There is a part of me that desperately wants Zaha to stay at Palace and keep carrying us to more years of Premier League existence, but that would almost certainly come at the cost of the man himself failing to achieving everything he deserves to.

So if he does leave, the sense of dismay will be tempered by a feeling of joy and excitement that if he goes to a top-six side or one of Europe’s biggest clubs he will almost certainly finally get the accolades and the love he so richly deserves.

He has been marvellously loyal to Palace, and the club and its fans have worshipped him in return. But while others may believe he should stay put for the rest of his career I would have to accept with a heavy heart that he has earned the chance to dance on the biggest stages. So he would go with my eternal gratitude for all the times he has got me out of my seat and brought joy and exhilaration to my life and my heartfelt desire that he goes on to prove himself a legend of the game.
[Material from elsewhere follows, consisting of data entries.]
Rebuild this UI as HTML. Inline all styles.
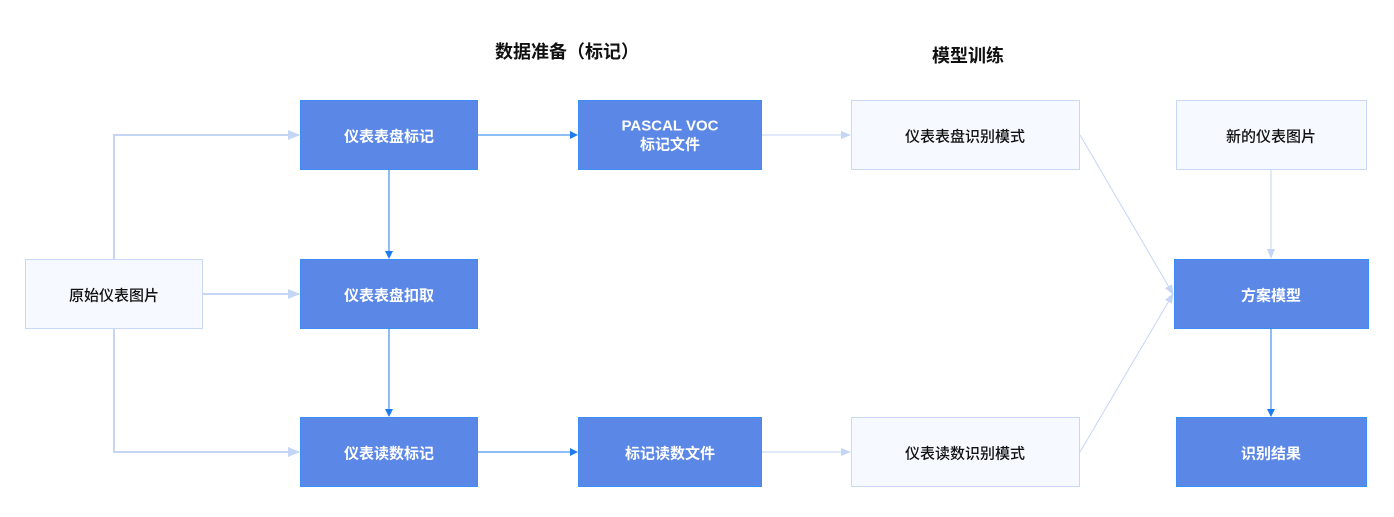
<!DOCTYPE html>
<html><head><meta charset="utf-8"><style>
body{margin:0;background:#fff;}
svg text{font-family:"Liberation Sans","Noto Sans CJK SC",sans-serif;font-size:15px;text-anchor:middle;dominant-baseline:central;}
.w{fill:#fff;font-weight:bold}
.d{fill:#111;font-weight:500}
</style></head><body>
<svg width="1394" height="512" viewBox="0 0 1394 512" xmlns="http://www.w3.org/2000/svg">
<defs>
<marker id="la" markerWidth="12" markerHeight="10" refX="11" refY="5" orient="auto" markerUnits="userSpaceOnUse"><path d="M0,0 L12,5 L0,10 Z" fill="#c5d5f5"/></marker>
<marker id="ba" markerWidth="8" markerHeight="10" refX="7" refY="5" orient="auto" markerUnits="userSpaceOnUse"><path d="M0,1 L8,5 L0,9 Z" fill="#1e7cf0"/></marker>
<marker id="sa" markerWidth="10" markerHeight="8" refX="9" refY="4" orient="auto" markerUnits="userSpaceOnUse"><path d="M0,0 L10,4 L0,8 Z" fill="#c5d5f5"/></marker>
</defs>
<text x="567" y="52" style="font-size:18px;font-weight:bold;fill:#111">数据准备（标记）</text>
<text x="968" y="56" style="font-size:18px;font-weight:bold;fill:#111">模型训练</text>
<g fill="none" stroke="#c5d5f5" stroke-width="2">
<path d="M114,259 V135 H299" marker-end="url(#la)"/>
<path d="M203,294 H299" marker-end="url(#la)"/>
<path d="M114,329 V452 H299" marker-end="url(#la)"/>
</g>
<g fill="none" stroke="#c5d5f5" stroke-width="1">
<path d="M762,135 H850" marker-end="url(#sa)"/>
<path d="M762,452 H850" marker-end="url(#sa)"/>
<path d="M1080,135 L1173,294" marker-end="url(#sa)"/>
<path d="M1080,452 L1173,294" marker-end="url(#sa)"/>
<path d="M1271,170 V258" marker-end="url(#sa)"/>
</g>
<g fill="none" stroke="#1e7cf0" stroke-width="1">
<path d="M478,135 H577" marker-end="url(#ba)"/>
<path d="M478,452 H577" marker-end="url(#ba)"/>
<path d="M389,170 V258" marker-end="url(#ba)"/>
<path d="M389,329 V416" marker-end="url(#ba)"/>
<path d="M1271,329 V416" marker-end="url(#ba)"/>
</g>
<g fill="#f6f9ff" stroke="#c9d8f6" stroke-width="1">
<rect x="25.5" y="259.5" width="177" height="69"/>
<rect x="851.5" y="100.5" width="228" height="69"/>
<rect x="851.5" y="417.5" width="228" height="69"/>
<rect x="1176.5" y="100.5" width="190" height="69"/>
</g>
<g fill="#5b87e6" stroke="#3a8ef5" stroke-width="1">
<rect x="300.5" y="100.5" width="177" height="69"/>
<rect x="300.5" y="259.5" width="177" height="69"/>
<rect x="300.5" y="417.5" width="177" height="69"/>
<rect x="578.5" y="100.5" width="183" height="69"/>
<rect x="578.5" y="417.5" width="183" height="69"/>
<rect x="1174.5" y="259.5" width="194" height="69"/>
<rect x="1176.5" y="417.5" width="190" height="69"/>
</g>
<text x="114" y="296" class="d">原始仪表图片</text>
<text x="389" y="137" class="w">仪表表盘标记</text>
<text x="389" y="296" class="w">仪表表盘扣取</text>
<text x="389" y="454" class="w">仪表读数标记</text>
<text x="670" y="126" class="w">PASCAL VOC</text>
<text x="670" y="145" class="w">标记文件</text>
<text x="670" y="454" class="w">标记读数文件</text>
<text x="965" y="137" class="d">仪表表盘识别模式</text>
<text x="965" y="454" class="d">仪表读数识别模式</text>
<text x="1271" y="137" class="d">新的仪表图片</text>
<text x="1271" y="296" class="w">方案模型</text>
<text x="1271" y="454" class="w">识别结果</text>
</svg>
</body></html>
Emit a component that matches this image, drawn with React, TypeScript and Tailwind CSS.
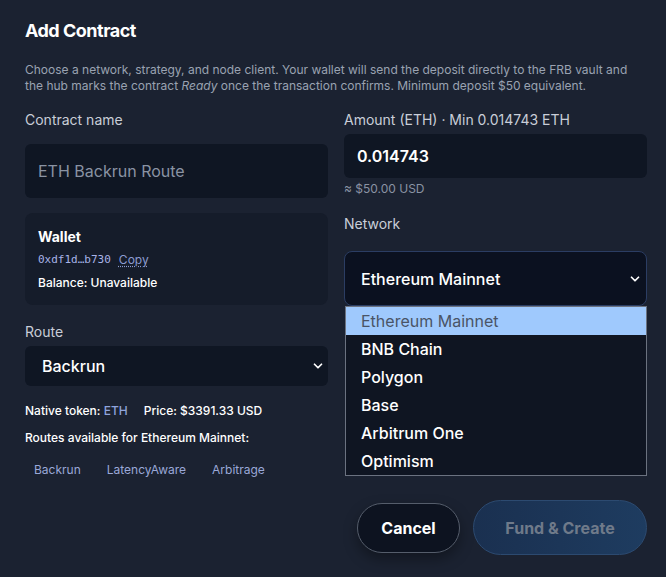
import { ChevronDown } from "lucide-react";

const networks = ["Ethereum Mainnet", "BNB Chain", "Polygon", "Base", "Arbitrum One", "Optimism"];
const routes = ["Backrun", "LatencyAware", "Arbitrage"];

export default function App() {
  return (
    <div className="min-h-[577px] w-[666px] bg-[#1b2231] pl-[25px] pr-[19px] pt-[17px] font-['Inter','Liberation_Sans',sans-serif] text-white">
      <h1 className="text-[18px] font-bold leading-[28px] tracking-[-0.5px]">Add Contract</h1>
      <p className="mt-[17px] text-[12px] leading-[16px] text-[#9aa2b1]">
        Choose a network, strategy, and node client. Your wallet will send the deposit directly to the FRB vault and
        the hub marks the contract <em>Ready</em> once the transaction confirms. Minimum deposit $50 equivalent.
      </p>

      <div className="mt-[16px] grid grid-cols-2 gap-4">
        {/* left column */}
        <div className="flex flex-col">
          <label className="text-[14px] leading-[20px] text-[#c9ced8]">Contract name</label>
          <div className="mt-[14px] flex h-[54px] items-center rounded-md bg-[#0f1623] px-[13px] text-[16px] text-[#8a93a3]">
            ETH Backrun Route
          </div>

          <div className="mt-[15px] rounded-lg bg-[#151c2a] px-[13px] py-[14px]">
            <div className="text-[14px] font-bold leading-[20px]">Wallet</div>
            <div className="mt-[5px] flex items-center gap-[8px] text-[12px] leading-[16px]">
              <span className="font-['DejaVu_Sans_Mono',monospace] text-[11px] text-[#a8b4e8]">0xdf1d…b730</span>
              <span className="text-[#8c9bd0] underline decoration-dotted underline-offset-2">Copy</span>
            </div>
            <div className="mt-[7px] text-[12px] font-medium leading-[16px]">Balance: Unavailable</div>
          </div>

          <label className="mt-[17px] text-[14px] leading-[20px] text-[#c9ced8]">Route</label>
          <div className="mt-[4px] flex h-[40px] items-center justify-between rounded-md bg-[#0f1623] pl-[17px] pr-[3px] text-[16px] font-medium">
            <span>Backrun</span>
            <ChevronDown className="h-[14px] w-[14px]" strokeWidth={3} />
          </div>

          <div className="mt-[17px] flex gap-4 text-[12px] font-medium leading-[16px]">
            <span>
              Native token: <span className="text-[#8fa4dc]">ETH</span>
            </span>
            <span>Price: $3391.33 USD</span>
          </div>
          <div className="mt-[11px] text-[12px] font-medium leading-[16px]">Routes available for Ethereum Mainnet:</div>
          <div className="mt-[12px] flex gap-2">
            {routes.map((r) => (
              <span key={r} className="rounded-full px-[9px] py-[4px] text-[12px] leading-[16px] text-[#9aa8d8]">
                {r}
              </span>
            ))}
          </div>
        </div>

        {/* right column */}
        <div className="flex flex-col">
          <label className="text-[14px] leading-[20px] text-[#c9ced8]">Amount (ETH) · Min 0.014743 ETH</label>
          <div className="mt-[4px] flex h-[44px] items-center rounded-md bg-[#0f1623] px-[13px] text-[16px] font-semibold">
            0.014743
          </div>
          <div className="mt-[4px] text-[12px] leading-[14px] text-[#8a93a3]">≈ $50.00 USD</div>

          <label className="mt-[18px] text-[14px] leading-[20px] text-[#c9ced8]">Network</label>
          <div className="relative mt-[17px]">
            <div className="flex h-[55px] items-center justify-between rounded-lg border border-[#2b3d63] bg-[#0b1120] pl-[16px] pr-[4px] text-[16px] font-medium">
              <span>Ethereum Mainnet</span>
              <ChevronDown className="h-[14px] w-[14px]" strokeWidth={3} />
            </div>
            <ul className="absolute left-[1px] right-0 top-[55px] z-10 border border-[#6b7280] bg-[#0f1522]">
              {networks.map((n, i) => (
                <li
                  key={n}
                  className={
                    i === 0
                      ? "flex h-[28px] items-center bg-[#9fc9fd] pl-[15px] text-[16px] text-[#4a5466]"
                      : "flex h-[28px] items-center pl-[15px] text-[16px] font-medium text-white"
                  }
                >
                  {n}
                </li>
              ))}
            </ul>
          </div>
        </div>
      </div>

      <div className="mt-[18px] flex items-center justify-end gap-[13px]">
        <button className="h-[50px] w-[103px] rounded-full border border-[#555d6b] bg-[#0d1320] text-[16px] font-bold text-white shadow-[0_6px_14px_rgba(0,0,0,0.35)]">
          Cancel
        </button>
        <button className="h-[55px] w-[174px] rounded-full border border-[#2c4a70] bg-gradient-to-r from-[#1a3050] to-[#1e3c60] text-[16px] font-bold text-[#6f7a8a]">
          Fund &amp; Create
        </button>
      </div>
    </div>
  );
}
Silence is golden when paying tribute

The tragic events of Saturday have as a silver lining the survival of Glenn Hoddle, who suffered a heart attack a few hours before the Leicester helicopter crash.

When England played Argentina in the infamous 1986 World Cup quarter-final Hoddle was in midfield and Ray Wilkins was an unused substitute. Wilkins tragically died of a heart attack aged 61 earlier this year but thankfully Hoddle, on his 61st birthday, survived his.

The reaction, meanwhile, to the awful disaster at the King Power Stadium showed once again how classy the football world can be when it needs to pull together.

And we had further evidence that the minute’s silence should never be replaced with applause. At Palace the stadium announcer mentioned something over the painfully quiet public address system and then we all realised we were supposed to be clapping. It was pretty disappointing.

Driving home, I listened on the radio as the supporters of Manchester United and Everton stood in unblemished silence. It was magnificent and reminded me that if you want to pay tribute to those who have lost their lives silence sends a message of sympathy far more powerfully than applause.